In a small bowl, whisk together all the spice rub ingredients: chili powder, ground cumin, kosher salt, garlic powder, onion powder, smoked paprika, ground pepper, ground coriander, and chipotle chili pepper. Set this mixture aside, as it will be the flavor base for your beef.
Pat the pieces of boneless beef chuck roast dry with paper towels. This step is crucial as it helps the spices stick better. Liberally season all sides of the beef with your spice rub, gently pressing the spices into the meat. Save any excess spice blend to add later in the cooking process for a flavor boost.
In a large cast-iron skillet or Dutch oven, heat vegetable oil over medium-high heat until it’s sizzling. Once hot, carefully add the seasoned beef pieces. Allow them to sear on all sides, which should take about 4 to 5 minutes. Look for a nice golden-brown crust to develop; this is where the flavor comes from!
Once the beef is seared, transfer it to a 6-quart (or larger) slow cooker. Add all remaining ingredients, including reduced sodium beef broth, mild salsa, diced green chilies, tomato paste, lime juice, brown sugar, and any reserved spices. Stir everything together to combine well.
Cover the slow cooker and set it to cook. Choose HIGH for about 3.5 to 4.5 hours or LOW for 6 to 8 hours. The goal is to cook until the beef shreds easily with two forks. Don’t rush this step; the longer it cooks, the better the flavor!

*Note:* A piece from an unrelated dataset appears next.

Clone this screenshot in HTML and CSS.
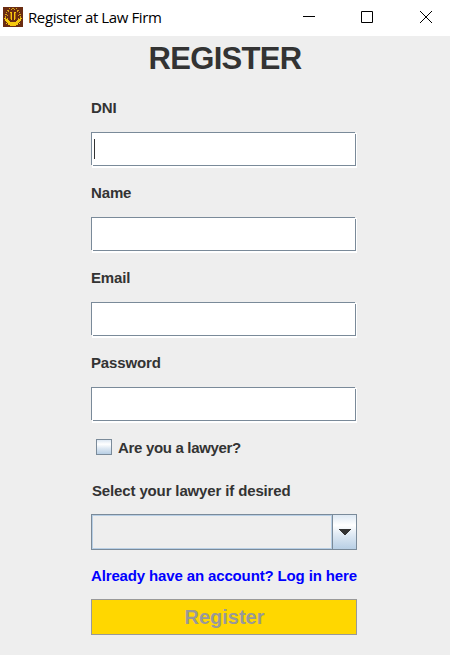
FILE: index.html
```html
<!DOCTYPE html>
<html lang="en">
<head>
<meta charset="utf-8">
<title>Register at Law Firm</title>
<link rel="stylesheet" href="styles.css">
</head>
<body>
<header class="titlebar">
  <svg class="app-icon" width="20" height="20" viewBox="0 0 20 20" shape-rendering="crispEdges">
    <path fill="#6b2d12" d="M0 0h20v20H0z"/>
    <path fill="#d9a514" d="M6 1h1v1H6zM9 1h2v1H9zM13 1h1v1h-1zM4 3h2v1H4zM8 2h1v1H8zM11 2h1v1h-1zM14 3h2v1h-2zM3 5h1v1H3zM5 4h1v1H5zM14 4h1v1h-1zM16 5h1v1h-1zM2 7h2v1H2zM16 7h2v1h-2zM4 8h1v1H4zM15 8h1v1h-1zM2 9h1v2H2zM17 9h1v2h-1zM4 11h1v1H4zM15 11h1v1h-1z"/>
    <path fill="#f6c90e" d="M1 11h2v1H1zM17 11h2v1h-2zM2 12h3v1H2zM15 12h3v1h-3zM2 13h4v1H2zM14 13h4v1h-4zM3 14h4v1H3zM13 14h4v1h-4zM4 15h12v1H4zM3 16h1v1H3zM5 16h10v1H5zM16 16h1v1h-1zM5 17h10v1H5zM7 18h6v1H7z"/>
    <path fill="#f6c90e" d="M7 5h2v1H7zM8 6h1v7H8zM11 5h2v1h-2zM11 6h1v7h-1z"/>
    <path fill="#a9680f" d="M7 6h1v6H7zM12 6h1v6h-1z"/>
  </svg>
  <span class="caption">Register at Law Firm</span>
  <svg class="controls" width="144" height="34" viewBox="0 0 144 34" fill="none" stroke="#000">
    <path d="M9 16.5h12"/>
    <path d="M67.5 11.5h11v11h-11z"/>
    <path d="M126 11l12 12M138 11l-12 12"/>
  </svg>
</header>
<main class="form">
  <h1 class="heading">REGISTER</h1>
  <div class="group"><label class="label">DNI</label><div class="field"><i class="caret"></i></div></div>
  <div class="group"><label class="label">Name</label><div class="field"></div></div>
  <div class="group"><label class="label">Email</label><div class="field"></div></div>
  <div class="group"><label class="label">Password</label><div class="field"></div></div>
  <div class="check"><span class="box"></span><span class="label check-label">Are you a lawyer?</span></div>
  <div class="label select-label">Select your lawyer if desired</div>
  <div class="combo">
    <div class="value"></div>
    <div class="arrow">
      <svg width="12" height="6" viewBox="0 0 12 6" shape-rendering="crispEdges"><path fill="#333" d="M0 0h12v1H0zM1 1h10v1H1zM2 2h8v1H2zM3 3h6v1H3zM4 4h4v1H4zM5 5h2v1H5z"/></svg>
    </div>
  </div>
  <a class="label login">Already have an account? Log in here</a>
  <div class="submit">Register</div>
</main>
</body>
</html>
```
FILE: styles.css
```css
* { box-sizing: border-box; }
body {
  margin: 0;
  width: 450px;
  height: 655px;
  overflow: hidden;
  background: #eee;
  color: #333;
  font-family: "Liberation Sans", sans-serif;
}
.titlebar {
  display: flex;
  height: 36px;
  padding-left: 3px;
  background: #fff;
}
.app-icon { margin-top: 7px; }
.caption {
  margin-left: 5px;
  color: #000;
  font: 15px/34px "Open Sans", sans-serif;
  letter-spacing: -0.4px;
  white-space: nowrap;
}
.controls { margin-left: auto; margin-right: 12px; }
.form {
  display: flex;
  flex-direction: column;
  width: 266px;
  margin-left: 91px;
}
.heading {
  margin: 5px 0 21px;
  font-size: 31px;
  line-height: 36px;
  letter-spacing: -0.7px;
  text-align: center;
  padding-left: 2px;
}
.label {
  display: block;
  font-size: 15px;
  font-weight: bold;
  line-height: 20px;
  letter-spacing: -0.14px;
  white-space: nowrap;
}
.check-label { letter-spacing: -0.32px; }
.group { height: 85px; }
.field {
  position: relative;
  width: 265px;
  height: 34px;
  margin-top: 14px;
  padding: 6px 2px;
  border: 1px solid #7a8a99;
  background: #fff;
  box-shadow: 1px 1px 0 #fff, 1px 2px 0 #fff;
}
/* Notched corners of the etched border */
.field::before,
.field::after {
  content: "";
  position: absolute;
  width: 1px;
  height: 1px;
  background: #eee;
}
.field::before { top: -1px; right: -1px; box-shadow: 0 1px 0 #fff; }
.field::after { bottom: -1px; left: -1px; box-shadow: 1px 0 0 #fff; }
.caret {
  display: block;
  width: 1px;
  height: 20px;
  background: #333;
}
.check {
  display: flex;
  align-items: flex-start;
  gap: 6px;
  height: 20px;
  padding-left: 5px;
}
.box {
  width: 16px;
  height: 16px;
  margin-top: 1px;
  border: 1px solid #7a8a99;
  background: linear-gradient(#dde8f3, #fff 30%, #dde8f3 60%, #b8cfe5);
}
.select-label { margin: 23px 0 13px 1px; }
.combo {
  display: flex;
  height: 36px;
  border: 1px solid #7a8a99;
}
.value {
  flex: 1;
  border: 1px solid #b8cfe5;
}
.arrow {
  display: flex;
  align-items: center;
  justify-content: center;
  width: 24px;
  padding-left: 1px;
  border-left: 1px solid #7a8a99;
  background: linear-gradient(#dde8f3, #fff 30%, #dde8f3 60%, #b8cfe5);
}
.login { margin: 16px 0 13px; color: #00f; }
.submit {
  height: 36px;
  padding-left: 1px;
  border: 1px solid #999;
  background: gold;
  color: #999;
  font-size: 20px;
  font-weight: bold;
  line-height: 34px;
  text-align: center;
}
```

When the cooking time is up, carefully remove the beef from the slow cooker to a rimmed plate or large bowl. Avoid discarding the delicious juices left in the slow cooker. Shred the beef with two forks, discarding any excess fat.
Return the shredded beef back into the slow cooker, tossing it with the juices. Let it cook on LOW for another 20 minutes. This step allows the beef to soak up all that incredible flavor.

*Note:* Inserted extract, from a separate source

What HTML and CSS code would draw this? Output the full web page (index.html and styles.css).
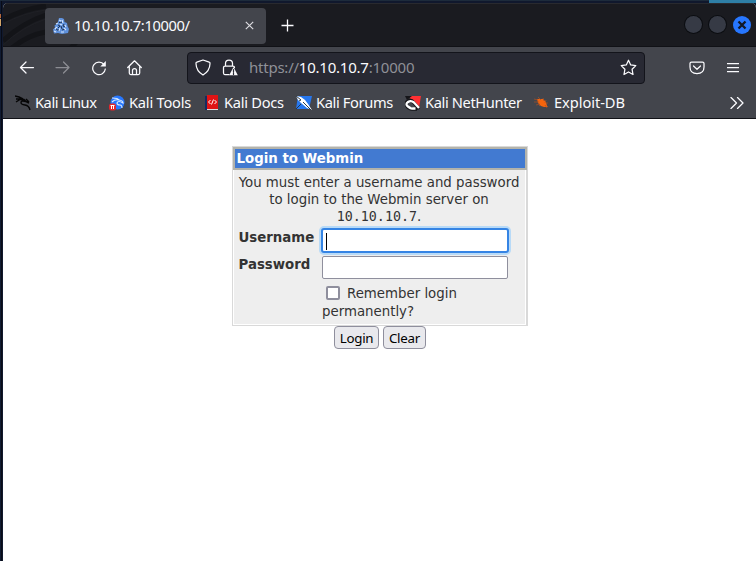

Before serving, taste the shredded beef and adjust the seasoning if necessary. This is the perfect time to add a splash of hot sauce, a sprinkle of cayenne pepper, or a little more lime juice and brown sugar to suit your taste.
To serve, use a pair of tongs to remove the beef from the slow cooker and place it in a serving bowl. I recommend straining out the liquid if you're using it for tacos or burritos to avoid sogginess. Save that liquid to cook rice or another side dish; it’s packed with flavor!
Enjoy your Mexican Shredded Beef in tacos, burritos, quesadillas, salads, or even on nachos. The possibilities are endless, and it’s sure to become a family favorite!